Regarding face recognition in digikam GSoC project

classic Classic list List threaded Threaded
4 messages Options
Reply | Threaded
Open this post in threaded view
|

Regarding face recognition in digikam GSoC project

kunal ghosh
hello sirs,
I was interested in implementing the face recognition idea proposed in the GSoC KDE 2010 ideas page.I am working on a proposal
for the same and had the following 1st draft .
kindly indicate the shortcomings in the proposal for the betterment of the same.

Title:Project to implement Face Recognition engine in digikam for automatic face recognition and tagging.
Motivation:I have always been a big fan and supporter of intelligent and elegant technologies and so when i had to join a Special Interest Group at our institute my obvious choice was the face recognition SIG (as it interested me the most).Eventually i built up a huge collection of facial test images and had to experiment with photo management applications . Having had a brush with picasa and then digikam as i shifted to KDE, made me feel the lack of face tagging and it being most demanded feature in digikam mailing lists motivated me to take it up as my GSoC project.
Also face recognition is what i am working on as my area of research ( my previous discussion with the digikam-devel list http://old.nabble.com/face-recognition-in-digikam-td26844374.html ).

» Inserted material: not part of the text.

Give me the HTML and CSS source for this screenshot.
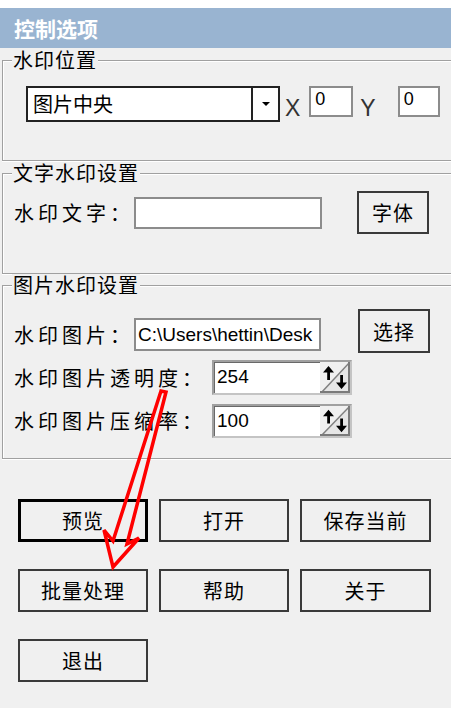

I have a deep desire in pursuing this project as it would be most fruitful for the project and me.
Implementation Details:
*** I have two ideas regarding the same and would like your opinion.***
both ideas follow a, library and plugin architecture.
plugin for digikam would definitely have to be written in c++
Idea 1: to implement the library in python.
The decision for implementing the library in python is for the following reasons:
1.Availability of OpenCV bindings and fast numpy libraries.
2.Once the KROSS http://kross.dipe.org/ project becomes stable easy migration to Kross-python.
3.Python is most favored by new developers and thus would attract them , hence richer digikam developer base in future.
4.Fast develop and test cycle, more stable code.
5.Relatively (to C) slower single threaded execution but easy to use Py-OpenCL (for parallel programming on heterogeneous devices including CPUs, GPUs, and others processors) libraries to implement parallel (future scalable) algorithms.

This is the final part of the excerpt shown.